PdB : Quel est votre premier souvenir lié au champagne ?

 

Olivier Bonville : Il remonte à l’école primaire. A cette époque, à peine la classe achevée, je m’empressais de courir au pressoir pour voir les jus s’écouler. Le temps des vendanges a toujours été associé à un moment heureux, plein de retrouvailles avec toute la famille. J’ai toujours voulu travailler le vin, j’adore son odeur depuis le pressurage jusqu’à la dégustation. Je trouve que le sucre de la vigne se transforme de façon fascinante en différentes molécules odorantes et enivrantes. C’est un vrai ballet olfactif.

PdB : Qu’est ce qui fait la spécificité de votre Domaine et de vos vins ?

 

Olivier Bonville : C’est d’avoir l’intégralité de notre vignoble dans la Côte des Blancs. Aucune génération n’a jamais souhaité s’agrandir en dehors. L’énergie de ces beaux Chardonnays a besoin d’être domptée et guidée. C’est notamment pour cette raison que je souhaite élaborer des Cuvées avec beaucoup de fraîcheur mais qui soient également très riches, complexes et onctueuses. Nous pratiquons la fermentation malo-lactique sur toutes nos Cuvées ainsi qu’un vieillissement prolongé en cave, ce qui nous donne des vins frais et crémeux.

 

PdB : Quels sont vos différents rôles au quotidien ?

 

Olivier Bonville : Je suis revenu sur le Domaine en 1996 pour épauler mes parents jusque dans les années 2000. Depuis, je gère le Domaine seul, dans tout ce que cela implique, sous leur regard bienveillant.
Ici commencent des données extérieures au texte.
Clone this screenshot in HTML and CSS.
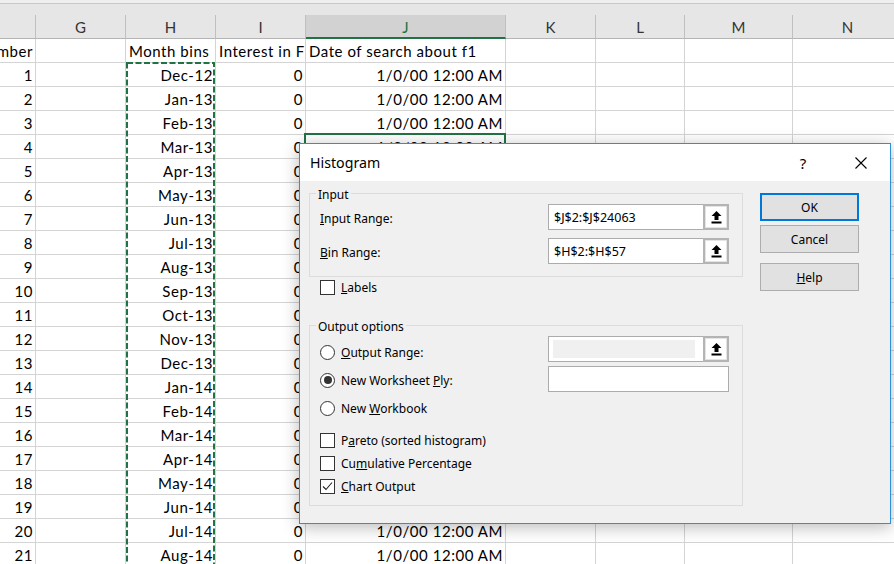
FILE: index.html
```html
<!DOCTYPE html>
<html>
<head>
<meta charset="utf-8">
<title>Histogram</title>
<link rel="stylesheet" href="styles.css">
</head>
<body>
<div class="app">
  <div class="topbar"></div>
  <div class="sheet">
    <div class="c h"></div><div class="c h">G</div><div class="c h">H</div><div class="c h">I</div><div class="c h sel">J</div><div class="c h">K</div><div class="c h">L</div><div class="c h">M</div><div class="c h">N</div>

    <div class="c r"><span>Number</span></div><div class="c"></div><div class="c">Month bins</div><div class="c">Interest in F1</div><div class="c">Date of search about f1</div><div class="c"></div><div class="c"></div><div class="c"></div><div class="c"></div>

    <div class="c r">1</div><div class="c"></div><div class="c r">Dec-12</div><div class="c r">0</div><div class="c r">1/0/00 12:00 AM</div><div class="c"></div><div class="c"></div><div class="c"></div><div class="c"></div>
    <div class="c r">2</div><div class="c"></div><div class="c r">Jan-13</div><div class="c r">0</div><div class="c r">1/0/00 12:00 AM</div><div class="c"></div><div class="c"></div><div class="c"></div><div class="c"></div>
    <div class="c r">3</div><div class="c"></div><div class="c r">Feb-13</div><div class="c r">0</div><div class="c r">1/0/00 12:00 AM</div><div class="c"></div><div class="c"></div><div class="c"></div><div class="c"></div>
    <div class="c r">4</div><div class="c"></div><div class="c r">Mar-13</div><div class="c r">0</div><div class="c r">1/0/00 12:00 AM</div><div class="c"></div><div class="c"></div><div class="c"></div><div class="c"></div>
    <div class="c r">5</div><div class="c"></div><div class="c r">Apr-13</div><div class="c r">0</div><div class="c r">1/0/00 12:00 AM</div><div class="c"></div><div class="c"></div><div class="c"></div><div class="c"></div>
    <div class="c r">6</div><div class="c"></div><div class="c r">May-13</div><div class="c r">0</div><div class="c r">1/0/00 12:00 AM</div><div class="c"></div><div class="c"></div><div class="c"></div><div class="c"></div>
    <div class="c r">7</div><div class="c"></div><div class="c r">Jun-13</div><div class="c r">0</div><div class="c r">1/0/00 12:00 AM</div><div class="c"></div><div class="c"></div><div class="c"></div><div class="c"></div>
    <div class="c r">8</div><div class="c"></div><div class="c r">Jul-13</div><div class="c r">0</div><div class="c r">1/0/00 12:00 AM</div><div class="c"></div><div class="c"></div><div class="c"></div><div class="c"></div>
    <div class="c r">9</div><div class="c"></div><div class="c r">Aug-13</div><div class="c r">0</div><div class="c r">1/0/00 12:00 AM</div><div class="c"></div><div class="c"></div><div class="c"></div><div class="c"></div>
    <div class="c r">10</div><div class="c"></div><div class="c r">Sep-13</div><div class="c r">0</div><div class="c r">1/0/00 12:00 AM</div><div class="c"></div><div class="c"></div><div class="c"></div><div class="c"></div>
    <div class="c r">11</div><div class="c"></div><div class="c r">Oct-13</div><div class="c r">0</div><div class="c r">1/0/00 12:00 AM</div><div class="c"></div><div class="c"></div><div class="c"></div><div class="c"></div>
    <div class="c r">12</div><div class="c"></div><div class="c r">Nov-13</div><div class="c r">0</div><div class="c r">1/0/00 12:00 AM</div><div class="c"></div><div class="c"></div><div class="c"></div><div class="c"></div>
    <div class="c r">13</div><div class="c"></div><div class="c r">Dec-13</div><div class="c r">0</div><div class="c r">1/0/00 12:00 AM</div><div class="c"></div><div class="c"></div><div class="c"></div><div class="c"></div>
    <div class="c r">14</div><div class="c"></div><div class="c r">Jan-14</div><div class="c r">0</div><div class="c r">1/0/00 12:00 AM</div><div class="c"></div><div class="c"></div><div class="c"></div><div class="c"></div>
    <div class="c r">15</div><div class="c"></div><div class="c r">Feb-14</div><div class="c r">0</div><div class="c r">1/0/00 12:00 AM</div><div class="c"></div><div class="c"></div><div class="c"></div><div class="c"></div>
    <div class="c r">16</div><div class="c"></div><div class="c r">Mar-14</div><div class="c r">0</div><div class="c r">1/0/00 12:00 AM</div><div class="c"></div><div class="c"></div><div class="c"></div><div class="c"></div>
    <div class="c r">17</div><div class="c"></div><div class="c r">Apr-14</div><div class="c r">0</div><div class="c r">1/0/00 12:00 AM</div><div class="c"></div><div class="c"></div><div class="c"></div><div class="c"></div>
    <div class="c r">18</div><div class="c"></div><div class="c r">May-14</div><div class="c r">0</div><div class="c r">1/0/00 12:00 AM</div><div class="c"></div><div class="c"></div><div class="c"></div><div class="c"></div>
    <div class="c r">19</div><div class="c"></div><div class="c r">Jun-14</div><div class="c r">0</div><div class="c r">1/0/00 12:00 AM</div><div class="c"></div><div class="c"></div><div class="c"></div><div class="c"></div>
    <div class="c r">20</div><div class="c"></div><div class="c r">Jul-14</div><div class="c r">0</div><div class="c r">1/0/00 12:00 AM</div><div class="c"></div><div class="c"></div><div class="c"></div><div class="c"></div>
    <div class="c r">21</div><div class="c"></div><div class="c r">Aug-14</div><div class="c r">0</div><div class="c r">1/0/00 12:00 AM</div><div class="c"></div><div class="c"></div><div class="c"></div><div class="c"></div>
  </div>

  <svg class="ants" width="90" height="510" viewBox="0 0 90 510">
    <rect x="1" y="1" width="87" height="600" fill="none" stroke="#217346" stroke-width="2" stroke-dasharray="6 2.5"/>
  </svg>
  <div class="active-cell"></div>

  <div class="dialog">
    <div class="titlebar">
      <span class="title">Histogram</span>
      <span class="tb-help">?</span>
      <span class="tb-close">
        <svg width="12" height="12" viewBox="0 0 12 12"><path d="M0.5 0.5 L11.5 11.5 M11.5 0.5 L0.5 11.5" stroke="#000" stroke-width="1.1" fill="none"/></svg>
      </span>
    </div>
    <div class="dlg-body">
      <div class="left">
        <div class="group g-input">
          <div class="glabel">Input</div>
          <div class="frow">
            <span class="lbl"><u>I</u>nput Range:</span>
            <div class="refedit"><span class="val">$J$2:$J$24063</span><span class="rbtn"><svg width="11" height="13" viewBox="0 0 11 13"><path d="M5.5 0 L10.5 5 L7.5 5 L7.5 9 L3.5 9 L3.5 5 L0.5 5 Z" fill="#000"/><rect x="0.5" y="10.5" width="10" height="2" fill="#000"/></svg></span></div>
          </div>
          <div class="frow frow2">
            <span class="lbl"><u>B</u>in Range:</span>
            <div class="refedit"><span class="val">$H$2:$H$57</span><span class="rbtn"><svg width="11" height="13" viewBox="0 0 11 13"><path d="M5.5 0 L10.5 5 L7.5 5 L7.5 9 L3.5 9 L3.5 5 L0.5 5 Z" fill="#000"/><rect x="0.5" y="10.5" width="10" height="2" fill="#000"/></svg></span></div>
          </div>
        </div>

        <div class="opt labels-row"><span class="cb"></span><span><u>L</u>abels</span></div>

        <div class="group g-output">
          <div class="glabel">Output options</div>
          <div class="orow orow1">
            <div class="opt"><span class="rb"></span><span><u>O</u>utput Range:</span></div>
            <div class="refedit disabled"><span class="val"><span class="dis-fill"></span></span><span class="rbtn"><svg width="11" height="13" viewBox="0 0 11 13"><path d="M5.5 0 L10.5 5 L7.5 5 L7.5 9 L3.5 9 L3.5 5 L0.5 5 Z" fill="#000"/><rect x="0.5" y="10.5" width="10" height="2" fill="#000"/></svg></span></div>
          </div>
          <div class="orow orow2">
            <div class="opt"><span class="rb on"></span><span>New Worksheet <u>P</u>ly:</span></div>
            <div class="textbox"></div>
          </div>
          <div class="orow orow3">
            <div class="opt"><span class="rb"></span><span>New <u>W</u>orkbook</span></div>
          </div>
          <div class="opt crow crow1"><span class="cb"></span><span>P<u>a</u>reto (sorted histogram)</span></div>
          <div class="opt crow"><span class="cb"></span><span>Cu<u>m</u>ulative Percentage</span></div>
          <div class="opt crow"><span class="cb checked"><svg width="13" height="13" viewBox="0 0 13 13"><path d="M2 6.5 L5 9.5 L11 2.5" stroke="#222" stroke-width="1.1" fill="none"/></svg></span><span><u>C</u>hart Output</span></div>
        </div>
      </div>

      <div class="buttons">
        <div class="btn default">OK</div>
        <div class="btn cancel">Cancel</div>
        <div class="btn help"><span><u>H</u>elp</span></div>
      </div>
    </div>
  </div>
</div>
</body>
</html>
```

FILE: styles.css
```css
* { box-sizing: border-box; }
html, body { margin: 0; padding: 0; }
body {
  width: 894px;
  height: 564px;
  overflow: hidden;
  background: #fff;
  font-family: Lato, "Liberation Sans", sans-serif;
}
.app {
  position: relative;
  width: 894px;
  height: 564px;
  overflow: hidden;
}
.topbar {
  height: 15px;
  background: linear-gradient(#efefef 0 3px, #c8c8c8 3px 4px, #e6e6e6 4px);
}

/* spreadsheet grid */
.sheet {
  display: grid;
  grid-template-columns: 36px 90px 90px 90px 200px 90px 89px 108px 110px;
  grid-auto-rows: 24px;
  font-size: 15px;
  letter-spacing: 0.55px;
  color: #000;
}
.c {
  border-right: 1px solid #d4d4d4;
  border-bottom: 1px solid #d4d4d4;
  padding: 0 3px;
  white-space: nowrap;
  overflow: hidden;
  display: flex;
  align-items: center;
}
.c > span { flex: none; }
.r { justify-content: flex-end; padding-right: 2px; }
.h {
  background: #e6e6e6;
  border-right-color: #c0c0c0;
  border-bottom-color: #b5b5b5;
  justify-content: center;
  color: #333;
  letter-spacing: 0;
}
.h.sel {
  background: #d2d2d2;
  border-bottom: 2px solid #217346;
  color: #217346;
  padding-top: 1px;
}

.ants {
  position: absolute;
  left: 126px;
  top: 62px;
}
.active-cell {
  position: absolute;
  left: 304px;
  top: 133px;
  width: 202px;
  height: 26px;
  border: 2px solid #217346;
}

/* dialog */
.dialog {
  position: absolute;
  left: 299px;
  top: 143px;
  width: 592px;
  height: 381px;
  border: 1px solid #2c8fd8;
  background: #f0f0f0;
  box-shadow: 0 3px 16px rgba(0, 0, 0, 0.28);
  font-family: "Noto Sans", "Open Sans", sans-serif;
  font-size: 12px;
  color: #000;
  display: flex;
  flex-direction: column;
}
.titlebar {
  height: 37px;
  background: #fff;
  display: flex;
  align-items: center;
  padding-left: 10px;
  flex: none;
}
.title {
  font-size: 14.2px;
  flex: 1;
}
.tb-help {
  width: 46px;
  text-align: center;
  font-size: 15px;
}
.tb-close {
  width: 46px;
  margin-left: 12px;
  margin-right: 6px;
  display: flex;
  justify-content: center;
}

.dlg-body {
  flex: 1;
  display: flex;
  gap: 17px;
  padding: 12px 0 0 9px;
}
.left {
  width: 434px;
  display: flex;
  flex-direction: column;
}
.group {
  border: 1px solid #dcdcdc;
  padding: 0 13px 0 10px;
  display: flex;
  flex-direction: column;
}
.glabel {
  align-self: flex-start;
  height: 14px;
  line-height: 14px;
  margin: -6px 0 0 -4px;
  padding: 0 2px;
  background: #f0f0f0;
}
.g-input { height: 84px; }
.frow {
  display: flex;
  align-items: center;
  justify-content: space-between;
  height: 26px;
  margin-top: 2px;
}
.frow2 { margin-top: 8px; }
.lbl { padding-top: 2px; }

.refedit, .textbox {
  width: 181px;
  height: 26px;
  border: 1px solid #acacac;
  background: #fff;
  display: flex;
  align-items: center;
}
.val {
  flex: 1;
  padding-left: 5px;
  font-size: 12.5px;
  display: flex;
  align-items: center;
  height: 100%;
}
.dis-fill {
  display: block;
  width: 142px;
  height: 18px;
  background: #f0f0f0;
}
.refedit.disabled .val { padding-left: 4px; }
.rbtn {
  width: 26px;
  height: 26px;
  margin: -1px -1px -1px 0;
  border: 2px solid #b4b4b4;
  background: #fff;
  box-shadow: inset 0 0 0 1px #e4e4e4;
  display: flex;
  align-items: center;
  justify-content: center;
}

.opt {
  display: flex;
  align-items: center;
  gap: 6px;
  height: 16px;
}
.labels-row {
  margin-top: 2px;
  margin-left: 11px;
}
.cb {
  width: 15px;
  height: 15px;
  border: 1px solid #333;
  background: #fff;
  display: flex;
  align-items: center;
  justify-content: center;
  flex: none;
}
.rb {
  width: 15px;
  height: 15px;
  border: 1px solid #333;
  border-radius: 50%;
  background: #fff;
  display: flex;
  align-items: center;
  justify-content: center;
  flex: none;
}
.rb.on::after {
  content: "";
  width: 8px;
  height: 8px;
  border-radius: 50%;
  background: #333;
}

.g-output {
  height: 181px;
  margin-top: 30px;
}
.orow {
  display: flex;
  align-items: flex-start;
  justify-content: space-between;
  height: 28px;
}
.orow1 { margin-top: 2px; }
.orow1 .opt { margin-top: 8px; }
.orow2 { margin-top: 2px; }
.orow2 .opt, .orow3 .opt { margin-top: 6px; }
.crow { margin-top: 7px; }
.crow1 { margin-top: 10px; }

.buttons {
  width: 99px;
  display: flex;
  flex-direction: column;
}
.btn {
  height: 28px;
  background: #e1e1e1;
  border: 1px solid #adadad;
  display: flex;
  align-items: center;
  justify-content: center;
}
.btn.default { border: 2px solid #0078d7; }
.btn.cancel { margin-top: 4px; }
.btn.help { margin-top: 10px; }
```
J’ai la chance d’être entourée par une équipe formidable, responsable et concernée.
Pour les assemblages, l’avis de mon père reste primordial, il ne le sait pas mais c’est un excellent dégustateur ! Mon équipe m’aide quotidiennement à faire évoluer la viticulture et les vinifications. Depuis 2011, nous avons par exemple choisi d’arrêter les insecticides et les désherbants. A écrire, cela tient en 10 mots mais à mettre en place et à réaliser correctement, croyez-moi, c’est une petite révolution !

 

PdB : Quelle est votre philosophie ?

 

Olivier Bonville : J’ai constamment besoin d’évoluer. L’expérience m’a démontré que l’on progresse beaucoup en période de crise. Le début des années 90 a été compliqué pour la Champagne, l’économie du pays était frileuse et les ventes plus faibles. Il valait mieux avoir un œil à l’export pour diversifier sa clientèle et apprendre à devenir moins dépendant des aléas d’un pays. Ça a été une transition délicate qu’il a fallu expliquer aux générations plus anciennes qui s’étaient habituées à avoir une clientèle d’amis, uniquement française, qui reposait principalement sur le bouche à oreille.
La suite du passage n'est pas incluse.